### EXERCISE BRIEF
Pick out the lines below that contain the string "components" and copy them all.

### DATASET CONTENT

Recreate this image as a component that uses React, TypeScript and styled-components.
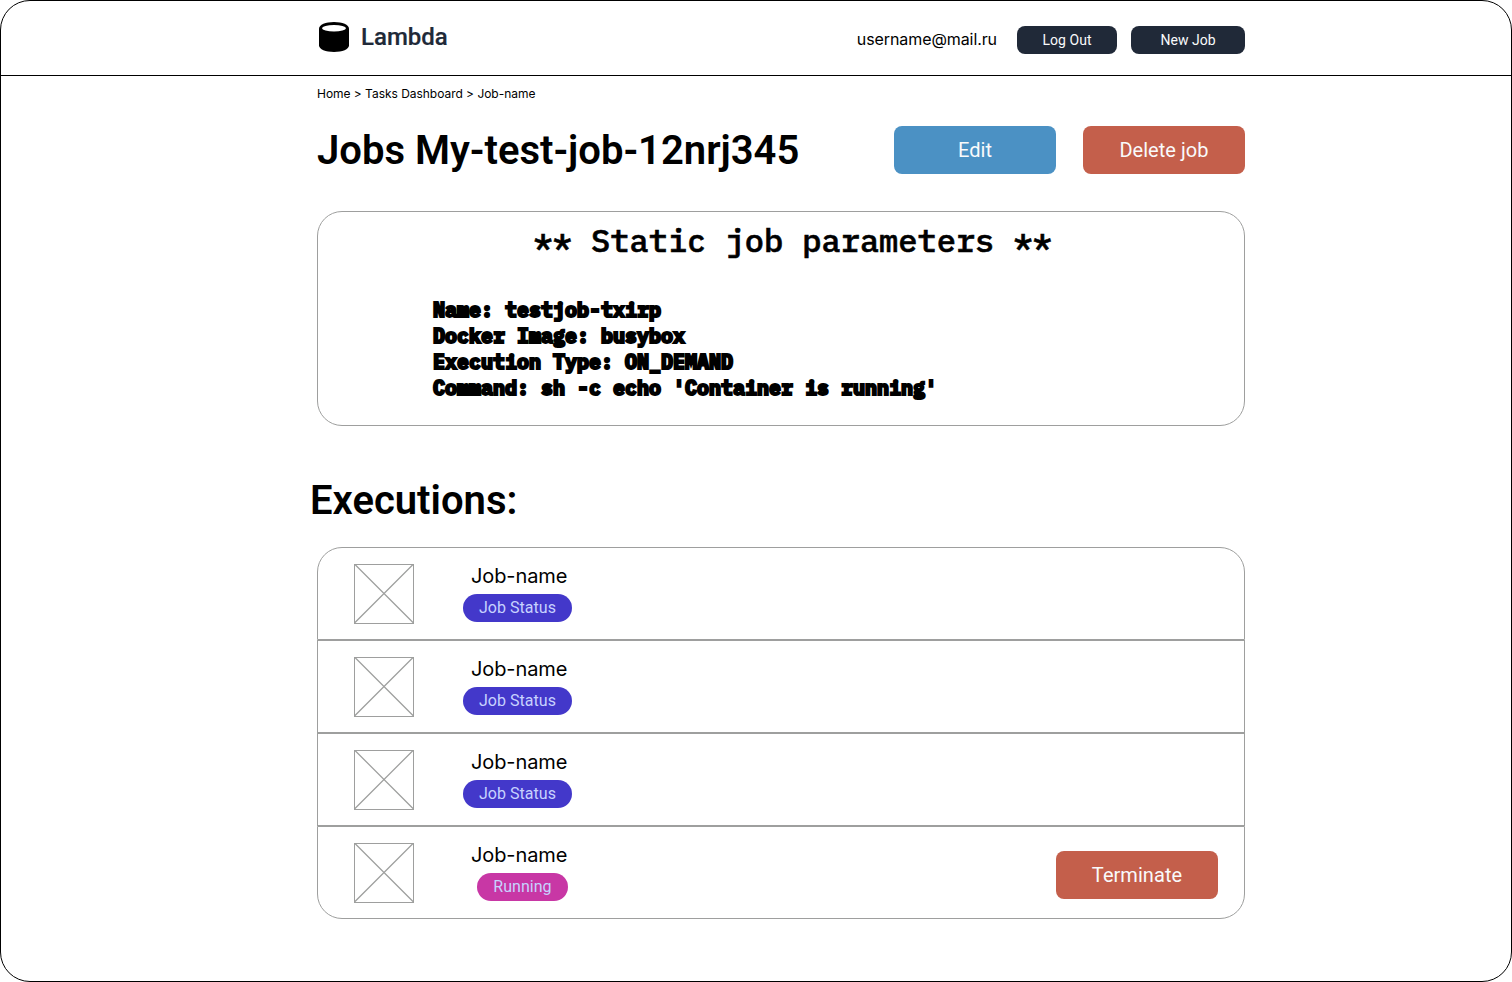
import React from "react";
import styled, { createGlobalStyle } from "styled-components";

const GlobalStyle = createGlobalStyle`
  * { box-sizing: border-box; }
  body { margin: 0; background: #fff; color: #000; }
  h1, h2, p { margin: 0; }
`;

const roboto = `Roboto, "Liberation Sans", sans-serif`;
const inter = `Inter, "Liberation Sans", sans-serif`;
const mono = `"IBM Plex Mono", "Liberation Mono", monospace`;

const Frame = styled.div`
  width: 1512px;
  height: 982px;
  border: 1px solid #000;
  border-radius: 30px;
  overflow: hidden;
  background: #fff;
  font-family: ${roboto};
`;

const Header = styled.header`
  height: 75px;
  border-bottom: 1px solid #000;
  padding: 0 266px 0 318px;
  display: flex;
  justify-content: space-between;
  align-items: flex-start;
`;

const Brand = styled.div`
  display: flex;
  align-items: center;
  gap: 12px;
  height: 30px;
  margin-top: 21px;
`;

const BrandName = styled.span`
  font: 500 24px/30px ${roboto};
  -webkit-text-stroke: 0.2px #202938;
  color: #202938;
`;

const Account = styled.div`
  display: flex;
  align-items: flex-start;
  margin-top: 25px;
`;

const Email = styled.span`
  font: 400 16px/26px ${inter};
  letter-spacing: -0.09px;
  margin-right: 20px;
`;

const HeaderButton = styled.button<{ $width: number }>`
  width: ${(p) => p.$width}px;
  height: 28px;
  padding: 0;
  border: 0;
  border-radius: 8px;
  background: #202938;
  color: #f9fafb;
  font: 400 14px/28px ${roboto};
  letter-spacing: 0.03px;
  & + & { margin-left: 14px; }
`;

const Main = styled.main`
  width: 928px;
  margin-left: 316px;
`;

const Breadcrumbs = styled.nav`
  font: 400 12px/16px ${inter};
  letter-spacing: -0.03px;
  padding-top: 10px;
  white-space: pre;
`;

const TitleRow = styled.div`
  display: flex;
  align-items: center;
  height: 48px;
  margin-top: 24px;
`;

const Title = styled.h1`
  font: 600 40px/48px ${roboto};
  flex: 1;
  padding-top: 2px;
  white-space: nowrap;
`;

const ActionButton = styled.button<{ $tone: "edit" | "danger" }>`
  width: 162px;
  height: 48px;
  padding: 0;
  border: 0;
  border-radius: 8px;
  background: ${(p) => (p.$tone === "edit" ? "#4b91c4" : "#c45f4b")};
  color: #f9fafb;
  font: 400 20px/48px ${roboto};
  letter-spacing: 0.05px;
  & + & { margin-left: 27px; }
`;

const Parameters = styled.section`
  height: 215px;
  margin-top: 37px;
  border: 1px solid #9e9f9e;
  border-radius: 25px;
  font-family: ${mono};
`;

const ParametersTitle = styled.h2`
  margin: 7px 0 0 215.5px;
  font: 500 32px/42px ${mono};
  -webkit-text-stroke: 0.6px #000;
  white-space: pre;
`;

const ParameterList = styled.div`
  margin: 35.5px 0 0 115px;
  font: 700 20px/26px ${mono};
  -webkit-text-stroke: 2px #000;
  white-space: pre;
`;

const SectionTitle = styled.h2`
  margin: 51px 0 0 -7px;
  font: 600 40px/48px ${roboto};
`;

const Executions = styled.section`
  margin-top: 22px;
`;

const ExecutionRow = styled.article`
  display: flex;
  align-items: flex-start;
  height: 93px;
  padding: 16px 26px 0 36px;
  border: 1px solid #9e9f9e;
  &:first-child { border-radius: 25px 25px 0 0; }
  &:last-child { border-radius: 0 0 25px 25px; }
`;

const Info = styled.div`
  margin-left: 49px;
  flex: 1;
`;

const JobName = styled.p`
  margin-left: 8px;
  font: 400 20px/24px ${inter};
  letter-spacing: -0.1px;
`;

const Badge = styled.span<{ $running: boolean }>`
  display: block;
  width: ${(p) => (p.$running ? 91 : 109)}px;
  height: 28px;
  margin: 6px 0 0 ${(p) => (p.$running ? 14 : 0)}px;
  border-radius: 14px;
  background: ${(p) => (p.$running ? "#c837a5" : "#4338ca")};
  color: #c7d2fe;
  font: 400 16px/28px ${roboto};
  letter-spacing: 0.03px;
  text-align: center;
`;

const RowAction = styled.div`
  margin-top: 8px;
`;

const DatabaseIcon = () => (
  <svg width="30" height="30" viewBox="0 0 30 30">
    <path d="M0 6.5C0 2.8 6.7 0 15 0s15 2.8 15 6.5v17C30 27.2 23.3 30 15 30S0 27.2 0 23.5Z" />
    <ellipse cx="15" cy="6.3" rx="12" ry="3.2" fill="#fff" />
  </svg>
);

const Placeholder = () => (
  <svg width="60" height="60" viewBox="0 0 60 60" fill="none" stroke="#9e9f9e">
    <rect x=".5" y=".5" width="59" height="59" />
    <path d="M.5 0l59 59M59.5 0l-59 59" strokeWidth="1.25" />
  </svg>
);

const executions = [
  { status: "Job Status", running: false },
  { status: "Job Status", running: false },
  { status: "Job Status", running: false },
  { status: "Running", running: true },
];

const parameters = `Name: testjob-txirp
Docker Image: busybox
Execution Type: ON_DEMAND
Command: sh -c echo 'Container is running'`;

export default function App() {
  return (
    <Frame>
      <GlobalStyle />
      <Header>
        <Brand>
          <DatabaseIcon />
          <BrandName>Lambda</BrandName>
        </Brand>
        <Account>
          <Email>username@mail.ru</Email>
          <HeaderButton $width={100}>Log Out</HeaderButton>
          <HeaderButton $width={114}>New Job</HeaderButton>
        </Account>
      </Header>
      <Main>
        <Breadcrumbs>{"Home > Tasks Dashboard > Job-name"}</Breadcrumbs>
        <TitleRow>
          <Title>Jobs My-test-job-12nrj345</Title>
          <ActionButton $tone="edit">Edit</ActionButton>
          <ActionButton $tone="danger">Delete job</ActionButton>
        </TitleRow>
        <Parameters>
          <ParametersTitle>** Static job parameters **</ParametersTitle>
          <ParameterList>{parameters}</ParameterList>
        </Parameters>
        <SectionTitle>Executions:</SectionTitle>
        <Executions>
          {executions.map((job, i) => (
            <ExecutionRow key={i}>
              <Placeholder />
              <Info>
                <JobName>Job-name</JobName>
                <Badge $running={job.running}>{job.status}</Badge>
              </Info>
              {job.running && (
                <RowAction>
                  <ActionButton $tone="danger">Terminate</ActionButton>
                </RowAction>
              )}
            </ExecutionRow>
          ))}
        </Executions>
      </Main>
    </Frame>
  );
}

### SOLUTION FOR THIS EXERCISE
Recreate this image as a component that uses React, TypeScript and styled-components.
import styled, { createGlobalStyle } from "styled-components";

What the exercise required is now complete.